Any chance to get reproducible cases? Without it will be difficult to understand what exactly is the reason to that deadlocks.

Taragolis commented 1 year ago

Sorry I couldn't resist


X: Mom can we have a solution for that deadlock issues in Airflow on MySQL? Mom: We have solution at home

Solution at home ![image](https://github.com/apache/airflow/assets/3998685/422969e9-f861-4ae3-bf2d-c04d41c0ab94)
langfu54 commented 1 year ago

once the task instance increase

You mean increased number of simultaneous Task Instances? If so, what numbers of TI are we talking about? 10-100-1000? less than 100 Any chance to get reproducible cases? Without it will be difficult to understand what exactly is the reason to that deadlocks. i just installed airflow==2.6.3 and , less than 100 task start ,then scheduler shut sown with " Deadlock found when trying to get lock; try restarting transaction...."

the lock in db as follows: DELETE FROM rendered_task_instance_fields WHERE rendered_task_instance_fields.dag_id = 'ods_orderdbtotal_hourly' AND rendered_task_instance_fields.task_id = 'orderdbtotal_order_detail_promotion_tmp' AND ((rendered_task_instance_fields.dag_id, rendered_task_instance_fields.task_id, rendered_task_instance_fields.run_id) NOT IN (SELECT anon_1.dag_id, anon_1.task_id, anon_1.run_id FROM (SELECT DISTINCT rendered_task_instance_fields.dag_id AS dag_id, rendered_task_instance_fields.task_id AS task_id, rendered_task_instance_fields.run_id AS run_id, dag_run.execution_date AS execution_date FROM rendered_task_instance_fields INNER JOIN dag_run ON rendered_task_instance_fields.dag_id = dag_run.dag_id AND rendered_task_instance_fields.run_id = dag_run.run_id WHERE rendered_task_instance_fields.dag_id = 'ods_orderdbtotal_hourly' AND rendered_task_instance_fields.task_id = 'orderdbtotal_order_detail_promot

UPDATE dag_run SET last_scheduling_decision='2023-10-26 10:22:41.409798', updated_at='2023-10-26 10:22:41.599107' WHERE dag_run.id = 253

Taragolis commented 1 year ago

@langfu54 In your case you could try to set [core] max_num_rendered_ti_fields_per_task to 0. Set this value to 0 mean that worker/scheduler wouldn't try to cleanup rendered_task_instance_fields table by this query.

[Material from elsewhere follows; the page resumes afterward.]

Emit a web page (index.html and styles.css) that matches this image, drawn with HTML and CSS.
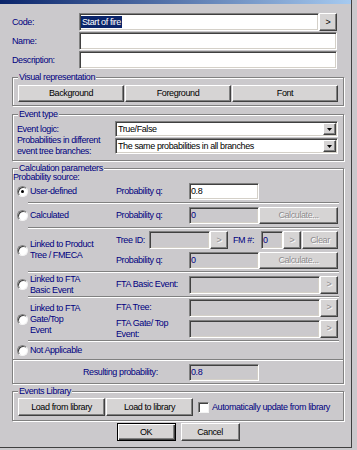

This PR also potentially could things better https://github.com/apache/airflow/pull/33527 (should be part of Airflow 2.8) but no guarantee

langfu54 commented 1 year ago

appreciate your help , it looks that , airflow works correctly now .

github-actions[bot] commented 1 year ago

This issue has been automatically marked as stale because it has been open for 14 days with no response from the author. It will be closed in next 7 days if no further activity occurs from the issue author.

github-actions[bot] commented 12 months ago

This issue has been closed because it has not received response from the issue author.